* BEGIN Collected data *

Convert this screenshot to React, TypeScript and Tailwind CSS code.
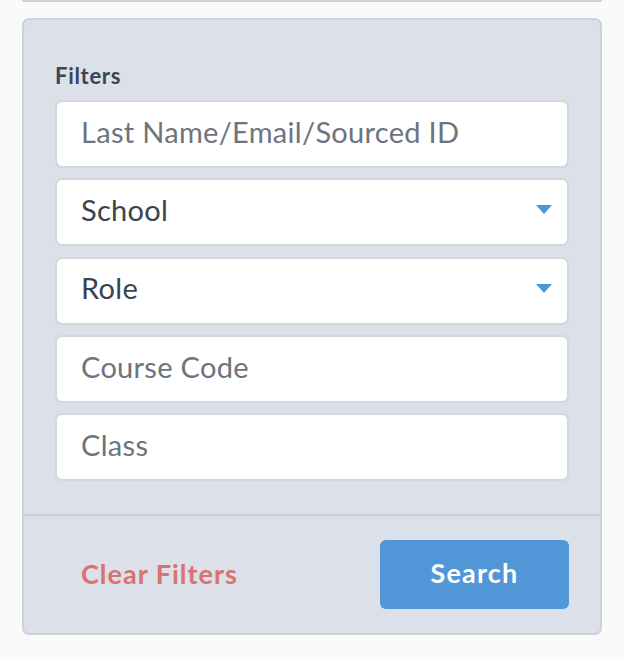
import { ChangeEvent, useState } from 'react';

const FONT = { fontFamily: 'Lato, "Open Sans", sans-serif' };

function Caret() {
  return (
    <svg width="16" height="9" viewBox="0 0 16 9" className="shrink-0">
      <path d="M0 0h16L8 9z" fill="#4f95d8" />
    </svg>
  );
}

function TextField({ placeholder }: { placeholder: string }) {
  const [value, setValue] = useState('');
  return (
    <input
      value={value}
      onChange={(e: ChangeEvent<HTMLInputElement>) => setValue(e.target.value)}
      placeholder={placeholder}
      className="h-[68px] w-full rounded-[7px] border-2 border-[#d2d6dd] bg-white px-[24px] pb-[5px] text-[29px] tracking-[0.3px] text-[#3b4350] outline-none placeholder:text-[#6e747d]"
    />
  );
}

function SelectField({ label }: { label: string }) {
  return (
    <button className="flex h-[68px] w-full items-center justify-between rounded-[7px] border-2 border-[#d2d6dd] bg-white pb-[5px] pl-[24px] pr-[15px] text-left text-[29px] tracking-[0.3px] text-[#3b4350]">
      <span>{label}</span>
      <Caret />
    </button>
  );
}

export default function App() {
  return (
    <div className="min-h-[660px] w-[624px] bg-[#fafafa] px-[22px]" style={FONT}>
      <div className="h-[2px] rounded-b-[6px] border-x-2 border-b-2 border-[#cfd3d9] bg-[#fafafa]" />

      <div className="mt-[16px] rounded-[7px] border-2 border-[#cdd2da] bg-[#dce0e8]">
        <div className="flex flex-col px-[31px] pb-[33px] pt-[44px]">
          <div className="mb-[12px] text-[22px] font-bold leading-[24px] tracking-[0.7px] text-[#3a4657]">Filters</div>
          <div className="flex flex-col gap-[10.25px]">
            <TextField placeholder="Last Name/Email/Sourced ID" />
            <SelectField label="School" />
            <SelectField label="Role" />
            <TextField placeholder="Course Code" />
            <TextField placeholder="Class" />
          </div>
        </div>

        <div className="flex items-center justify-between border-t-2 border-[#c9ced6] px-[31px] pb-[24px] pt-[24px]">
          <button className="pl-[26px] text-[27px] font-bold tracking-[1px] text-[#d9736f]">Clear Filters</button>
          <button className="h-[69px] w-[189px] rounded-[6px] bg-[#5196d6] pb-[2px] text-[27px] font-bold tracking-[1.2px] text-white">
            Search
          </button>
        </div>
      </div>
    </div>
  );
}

* END Collected data *

▶ **Directions**
Restate the entire listing word for word, excluding pictures.

▶ **Exercise response**
Convert this screenshot to React, TypeScript and Tailwind CSS code.
import { ChangeEvent, useState } from 'react';

const FONT = { fontFamily: 'Lato, "Open Sans", sans-serif' };

function Caret() {
  return (
    <svg width="16" height="9" viewBox="0 0 16 9" className="shrink-0">
      <path d="M0 0h16L8 9z" fill="#4f95d8" />
    </svg>
  );
}

function TextField({ placeholder }: { placeholder: string }) {
  const [value, setValue] = useState('');
  return (
    <input
      value={value}
      onChange={(e: ChangeEvent<HTMLInputElement>) => setValue(e.target.value)}
      placeholder={placeholder}
      className="h-[68px] w-full rounded-[7px] border-2 border-[#d2d6dd] bg-white px-[24px] pb-[5px] text-[29px] tracking-[0.3px] text-[#3b4350] outline-none placeholder:text-[#6e747d]"
    />
  );
}

function SelectField({ label }: { label: string }) {
  return (
    <button className="flex h-[68px] w-full items-center justify-between rounded-[7px] border-2 border-[#d2d6dd] bg-white pb-[5px] pl-[24px] pr-[15px] text-left text-[29px] tracking-[0.3px] text-[#3b4350]">
      <span>{label}</span>
      <Caret />
    </button>
  );
}

export default function App() {
  return (
    <div className="min-h-[660px] w-[624px] bg-[#fafafa] px-[22px]" style={FONT}>
      <div className="h-[2px] rounded-b-[6px] border-x-2 border-b-2 border-[#cfd3d9] bg-[#fafafa]" />

      <div className="mt-[16px] rounded-[7px] border-2 border-[#cdd2da] bg-[#dce0e8]">
        <div className="flex flex-col px-[31px] pb-[33px] pt-[44px]">
          <div className="mb-[12px] text-[22px] font-bold leading-[24px] tracking-[0.7px] text-[#3a4657]">Filters</div>
          <div className="flex flex-col gap-[10.25px]">
            <TextField placeholder="Last Name/Email/Sourced ID" />
            <SelectField label="School" />
            <SelectField label="Role" />
            <TextField placeholder="Course Code" />
            <TextField placeholder="Class" />
          </div>
        </div>

        <div className="flex items-center justify-between border-t-2 border-[#c9ced6] px-[31px] pb-[24px] pt-[24px]">
          <button className="pl-[26px] text-[27px] font-bold tracking-[1px] text-[#d9736f]">Clear Filters</button>
          <button className="h-[69px] w-[189px] rounded-[6px] bg-[#5196d6] pb-[2px] text-[27px] font-bold tracking-[1.2px] text-white">
            Search
          </button>
        </div>
      </div>
    </div>
  );
}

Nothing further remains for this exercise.